Data extract:

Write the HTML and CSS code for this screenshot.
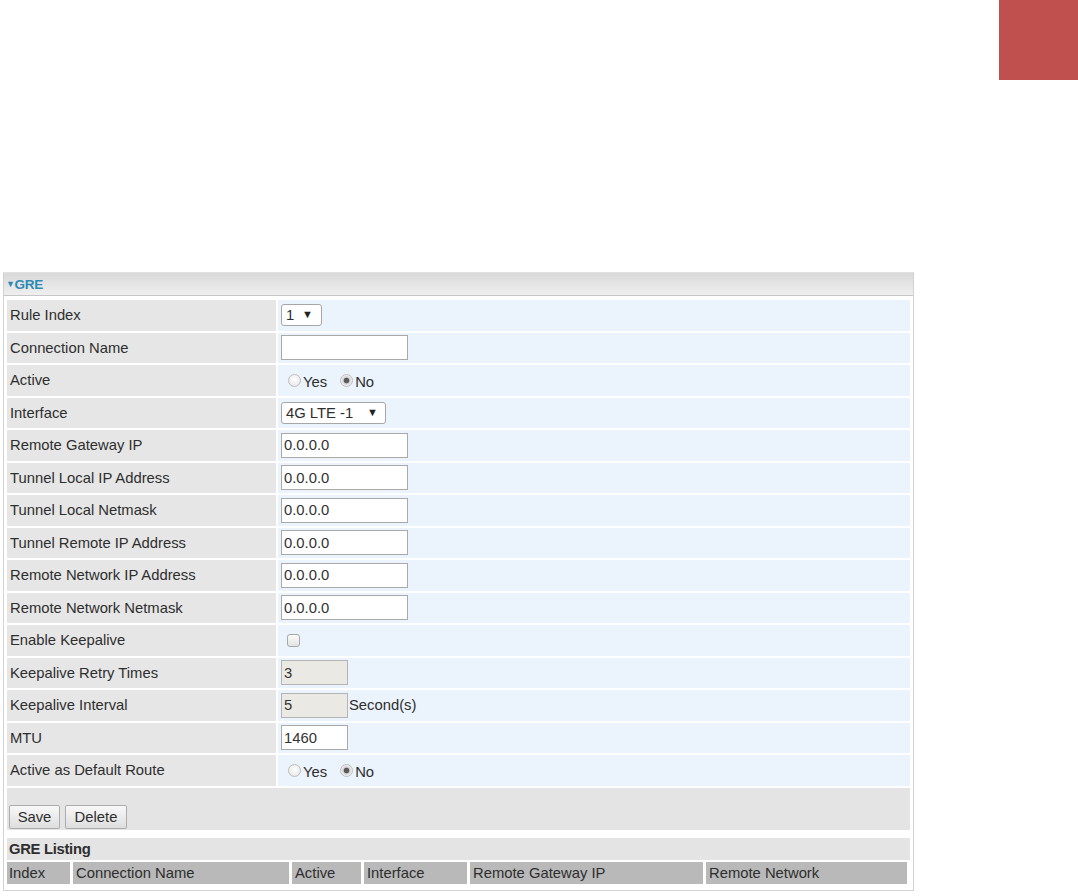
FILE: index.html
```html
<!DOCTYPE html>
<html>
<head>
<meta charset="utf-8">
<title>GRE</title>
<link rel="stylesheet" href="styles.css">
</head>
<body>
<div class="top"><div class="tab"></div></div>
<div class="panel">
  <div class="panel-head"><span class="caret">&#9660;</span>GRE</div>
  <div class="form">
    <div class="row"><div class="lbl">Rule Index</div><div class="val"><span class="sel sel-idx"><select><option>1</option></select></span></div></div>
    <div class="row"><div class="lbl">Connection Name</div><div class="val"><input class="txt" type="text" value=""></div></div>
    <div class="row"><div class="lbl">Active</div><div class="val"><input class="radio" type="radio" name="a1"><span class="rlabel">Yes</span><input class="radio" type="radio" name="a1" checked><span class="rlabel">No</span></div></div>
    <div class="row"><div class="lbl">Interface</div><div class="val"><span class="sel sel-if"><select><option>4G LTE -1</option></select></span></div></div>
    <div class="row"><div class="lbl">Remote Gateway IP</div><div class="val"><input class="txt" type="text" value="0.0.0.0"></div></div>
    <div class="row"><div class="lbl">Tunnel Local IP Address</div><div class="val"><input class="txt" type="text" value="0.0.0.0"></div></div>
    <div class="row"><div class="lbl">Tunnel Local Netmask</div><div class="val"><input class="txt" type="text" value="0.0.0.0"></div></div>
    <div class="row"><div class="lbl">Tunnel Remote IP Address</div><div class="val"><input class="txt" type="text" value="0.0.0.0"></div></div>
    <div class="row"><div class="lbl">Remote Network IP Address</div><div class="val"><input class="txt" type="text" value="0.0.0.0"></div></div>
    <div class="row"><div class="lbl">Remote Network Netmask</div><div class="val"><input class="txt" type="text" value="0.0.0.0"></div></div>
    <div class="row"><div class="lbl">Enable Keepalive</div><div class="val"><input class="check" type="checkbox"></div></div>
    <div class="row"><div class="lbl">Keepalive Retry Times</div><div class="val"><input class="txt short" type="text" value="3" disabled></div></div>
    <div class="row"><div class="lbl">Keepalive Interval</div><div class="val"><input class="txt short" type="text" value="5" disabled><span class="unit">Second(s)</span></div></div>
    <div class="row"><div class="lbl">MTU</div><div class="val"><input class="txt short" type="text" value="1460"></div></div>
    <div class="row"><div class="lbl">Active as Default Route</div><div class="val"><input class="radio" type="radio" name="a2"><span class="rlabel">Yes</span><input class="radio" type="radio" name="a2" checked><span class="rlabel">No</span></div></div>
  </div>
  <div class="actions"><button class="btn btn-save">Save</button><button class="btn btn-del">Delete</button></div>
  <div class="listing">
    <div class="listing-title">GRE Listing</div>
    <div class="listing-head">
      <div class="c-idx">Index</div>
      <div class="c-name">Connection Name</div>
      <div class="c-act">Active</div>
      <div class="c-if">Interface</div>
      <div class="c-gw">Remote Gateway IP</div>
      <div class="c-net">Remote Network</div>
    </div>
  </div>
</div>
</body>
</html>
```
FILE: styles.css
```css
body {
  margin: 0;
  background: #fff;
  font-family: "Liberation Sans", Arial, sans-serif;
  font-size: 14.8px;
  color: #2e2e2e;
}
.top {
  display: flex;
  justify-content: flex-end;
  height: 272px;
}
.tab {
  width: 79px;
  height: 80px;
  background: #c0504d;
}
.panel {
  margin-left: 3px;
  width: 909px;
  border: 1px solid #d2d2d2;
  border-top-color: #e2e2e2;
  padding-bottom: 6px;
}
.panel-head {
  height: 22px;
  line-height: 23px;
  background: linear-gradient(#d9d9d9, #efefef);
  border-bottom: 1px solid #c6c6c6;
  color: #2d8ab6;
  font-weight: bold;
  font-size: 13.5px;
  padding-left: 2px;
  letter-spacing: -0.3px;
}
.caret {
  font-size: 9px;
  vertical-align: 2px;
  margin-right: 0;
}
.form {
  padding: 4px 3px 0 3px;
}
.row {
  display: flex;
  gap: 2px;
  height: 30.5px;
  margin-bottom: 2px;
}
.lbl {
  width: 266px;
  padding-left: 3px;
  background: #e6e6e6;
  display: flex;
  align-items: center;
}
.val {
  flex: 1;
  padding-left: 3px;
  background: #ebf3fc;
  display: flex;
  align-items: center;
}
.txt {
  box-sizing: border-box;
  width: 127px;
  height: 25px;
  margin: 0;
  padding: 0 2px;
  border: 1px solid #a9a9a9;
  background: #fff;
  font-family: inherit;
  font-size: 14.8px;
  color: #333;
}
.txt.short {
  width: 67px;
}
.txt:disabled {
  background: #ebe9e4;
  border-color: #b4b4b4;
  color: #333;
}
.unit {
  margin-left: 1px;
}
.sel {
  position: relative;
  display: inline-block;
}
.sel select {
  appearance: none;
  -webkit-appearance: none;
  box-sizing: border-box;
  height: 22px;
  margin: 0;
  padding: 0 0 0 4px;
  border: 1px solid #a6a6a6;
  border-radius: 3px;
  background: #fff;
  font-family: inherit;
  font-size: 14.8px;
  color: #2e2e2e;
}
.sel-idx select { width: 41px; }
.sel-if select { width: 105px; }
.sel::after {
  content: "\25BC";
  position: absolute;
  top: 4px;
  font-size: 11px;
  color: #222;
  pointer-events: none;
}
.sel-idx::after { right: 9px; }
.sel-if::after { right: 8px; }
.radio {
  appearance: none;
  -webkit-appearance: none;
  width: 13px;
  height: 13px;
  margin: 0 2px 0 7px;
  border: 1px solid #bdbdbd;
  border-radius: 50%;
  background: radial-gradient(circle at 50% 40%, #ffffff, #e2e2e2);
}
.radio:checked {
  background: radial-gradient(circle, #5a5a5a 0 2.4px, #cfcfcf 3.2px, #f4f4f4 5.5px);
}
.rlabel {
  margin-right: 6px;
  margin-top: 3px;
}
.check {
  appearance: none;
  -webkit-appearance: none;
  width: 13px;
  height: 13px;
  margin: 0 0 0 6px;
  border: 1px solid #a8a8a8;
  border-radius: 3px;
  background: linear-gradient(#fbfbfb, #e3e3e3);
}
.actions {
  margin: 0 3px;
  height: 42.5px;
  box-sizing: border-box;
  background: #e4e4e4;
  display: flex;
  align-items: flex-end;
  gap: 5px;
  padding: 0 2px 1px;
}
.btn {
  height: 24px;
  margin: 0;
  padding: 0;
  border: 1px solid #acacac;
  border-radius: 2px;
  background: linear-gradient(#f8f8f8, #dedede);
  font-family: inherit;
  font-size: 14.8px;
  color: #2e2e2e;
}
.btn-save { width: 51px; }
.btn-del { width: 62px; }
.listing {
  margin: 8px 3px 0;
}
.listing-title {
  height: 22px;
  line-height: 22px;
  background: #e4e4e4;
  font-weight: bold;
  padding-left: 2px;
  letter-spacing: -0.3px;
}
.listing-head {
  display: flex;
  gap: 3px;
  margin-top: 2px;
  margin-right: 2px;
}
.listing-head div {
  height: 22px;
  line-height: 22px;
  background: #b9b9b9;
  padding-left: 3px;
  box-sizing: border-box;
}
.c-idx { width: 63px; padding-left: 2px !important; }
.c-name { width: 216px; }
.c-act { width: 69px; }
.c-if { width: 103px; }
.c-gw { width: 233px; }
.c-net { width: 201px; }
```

What is being asked: Make an exact copy of the listing above. Do not include the pictures.

Full solution:
Write the HTML and CSS code for this screenshot.
FILE: index.html
```html
<!DOCTYPE html>
<html>
<head>
<meta charset="utf-8">
<title>GRE</title>
<link rel="stylesheet" href="styles.css">
</head>
<body>
<div class="top"><div class="tab"></div></div>
<div class="panel">
  <div class="panel-head"><span class="caret">&#9660;</span>GRE</div>
  <div class="form">
    <div class="row"><div class="lbl">Rule Index</div><div class="val"><span class="sel sel-idx"><select><option>1</option></select></span></div></div>
    <div class="row"><div class="lbl">Connection Name</div><div class="val"><input class="txt" type="text" value=""></div></div>
    <div class="row"><div class="lbl">Active</div><div class="val"><input class="radio" type="radio" name="a1"><span class="rlabel">Yes</span><input class="radio" type="radio" name="a1" checked><span class="rlabel">No</span></div></div>
    <div class="row"><div class="lbl">Interface</div><div class="val"><span class="sel sel-if"><select><option>4G LTE -1</option></select></span></div></div>
    <div class="row"><div class="lbl">Remote Gateway IP</div><div class="val"><input class="txt" type="text" value="0.0.0.0"></div></div>
    <div class="row"><div class="lbl">Tunnel Local IP Address</div><div class="val"><input class="txt" type="text" value="0.0.0.0"></div></div>
    <div class="row"><div class="lbl">Tunnel Local Netmask</div><div class="val"><input class="txt" type="text" value="0.0.0.0"></div></div>
    <div class="row"><div class="lbl">Tunnel Remote IP Address</div><div class="val"><input class="txt" type="text" value="0.0.0.0"></div></div>
    <div class="row"><div class="lbl">Remote Network IP Address</div><div class="val"><input class="txt" type="text" value="0.0.0.0"></div></div>
    <div class="row"><div class="lbl">Remote Network Netmask</div><div class="val"><input class="txt" type="text" value="0.0.0.0"></div></div>
    <div class="row"><div class="lbl">Enable Keepalive</div><div class="val"><input class="check" type="checkbox"></div></div>
    <div class="row"><div class="lbl">Keepalive Retry Times</div><div class="val"><input class="txt short" type="text" value="3" disabled></div></div>
    <div class="row"><div class="lbl">Keepalive Interval</div><div class="val"><input class="txt short" type="text" value="5" disabled><span class="unit">Second(s)</span></div></div>
    <div class="row"><div class="lbl">MTU</div><div class="val"><input class="txt short" type="text" value="1460"></div></div>
    <div class="row"><div class="lbl">Active as Default Route</div><div class="val"><input class="radio" type="radio" name="a2"><span class="rlabel">Yes</span><input class="radio" type="radio" name="a2" checked><span class="rlabel">No</span></div></div>
  </div>
  <div class="actions"><button class="btn btn-save">Save</button><button class="btn btn-del">Delete</button></div>
  <div class="listing">
    <div class="listing-title">GRE Listing</div>
    <div class="listing-head">
      <div class="c-idx">Index</div>
      <div class="c-name">Connection Name</div>
      <div class="c-act">Active</div>
      <div class="c-if">Interface</div>
      <div class="c-gw">Remote Gateway IP</div>
      <div class="c-net">Remote Network</div>
    </div>
  </div>
</div>
</body>
</html>
```
FILE: styles.css
```css
body {
  margin: 0;
  background: #fff;
  font-family: "Liberation Sans", Arial, sans-serif;
  font-size: 14.8px;
  color: #2e2e2e;
}
.top {
  display: flex;
  justify-content: flex-end;
  height: 272px;
}
.tab {
  width: 79px;
  height: 80px;
  background: #c0504d;
}
.panel {
  margin-left: 3px;
  width: 909px;
  border: 1px solid #d2d2d2;
  border-top-color: #e2e2e2;
  padding-bottom: 6px;
}
.panel-head {
  height: 22px;
  line-height: 23px;
  background: linear-gradient(#d9d9d9, #efefef);
  border-bottom: 1px solid #c6c6c6;
  color: #2d8ab6;
  font-weight: bold;
  font-size: 13.5px;
  padding-left: 2px;
  letter-spacing: -0.3px;
}
.caret {
  font-size: 9px;
  vertical-align: 2px;
  margin-right: 0;
}
.form {
  padding: 4px 3px 0 3px;
}
.row {
  display: flex;
  gap: 2px;
  height: 30.5px;
  margin-bottom: 2px;
}
.lbl {
  width: 266px;
  padding-left: 3px;
  background: #e6e6e6;
  display: flex;
  align-items: center;
}
.val {
  flex: 1;
  padding-left: 3px;
  background: #ebf3fc;
  display: flex;
  align-items: center;
}
.txt {
  box-sizing: border-box;
  width: 127px;
  height: 25px;
  margin: 0;
  padding: 0 2px;
  border: 1px solid #a9a9a9;
  background: #fff;
  font-family: inherit;
  font-size: 14.8px;
  color: #333;
}
.txt.short {
  width: 67px;
}
.txt:disabled {
  background: #ebe9e4;
  border-color: #b4b4b4;
  color: #333;
}
.unit {
  margin-left: 1px;
}
.sel {
  position: relative;
  display: inline-block;
}
.sel select {
  appearance: none;
  -webkit-appearance: none;
  box-sizing: border-box;
  height: 22px;
  margin: 0;
  padding: 0 0 0 4px;
  border: 1px solid #a6a6a6;
  border-radius: 3px;
  background: #fff;
  font-family: inherit;
  font-size: 14.8px;
  color: #2e2e2e;
}
.sel-idx select { width: 41px; }
.sel-if select { width: 105px; }
.sel::after {
  content: "\25BC";
  position: absolute;
  top: 4px;
  font-size: 11px;
  color: #222;
  pointer-events: none;
}
.sel-idx::after { right: 9px; }
.sel-if::after { right: 8px; }
.radio {
  appearance: none;
  -webkit-appearance: none;
  width: 13px;
  height: 13px;
  margin: 0 2px 0 7px;
  border: 1px solid #bdbdbd;
  border-radius: 50%;
  background: radial-gradient(circle at 50% 40%, #ffffff, #e2e2e2);
}
.radio:checked {
  background: radial-gradient(circle, #5a5a5a 0 2.4px, #cfcfcf 3.2px, #f4f4f4 5.5px);
}
.rlabel {
  margin-right: 6px;
  margin-top: 3px;
}
.check {
  appearance: none;
  -webkit-appearance: none;
  width: 13px;
  height: 13px;
  margin: 0 0 0 6px;
  border: 1px solid #a8a8a8;
  border-radius: 3px;
  background: linear-gradient(#fbfbfb, #e3e3e3);
}
.actions {
  margin: 0 3px;
  height: 42.5px;
  box-sizing: border-box;
  background: #e4e4e4;
  display: flex;
  align-items: flex-end;
  gap: 5px;
  padding: 0 2px 1px;
}
.btn {
  height: 24px;
  margin: 0;
  padding: 0;
  border: 1px solid #acacac;
  border-radius: 2px;
  background: linear-gradient(#f8f8f8, #dedede);
  font-family: inherit;
  font-size: 14.8px;
  color: #2e2e2e;
}
.btn-save { width: 51px; }
.btn-del { width: 62px; }
.listing {
  margin: 8px 3px 0;
}
.listing-title {
  height: 22px;
  line-height: 22px;
  background: #e4e4e4;
  font-weight: bold;
  padding-left: 2px;
  letter-spacing: -0.3px;
}
.listing-head {
  display: flex;
  gap: 3px;
  margin-top: 2px;
  margin-right: 2px;
}
.listing-head div {
  height: 22px;
  line-height: 22px;
  background: #b9b9b9;
  padding-left: 3px;
  box-sizing: border-box;
}
.c-idx { width: 63px; padding-left: 2px !important; }
.c-name { width: 216px; }
.c-act { width: 69px; }
.c-if { width: 103px; }
.c-gw { width: 233px; }
.c-net { width: 201px; }
```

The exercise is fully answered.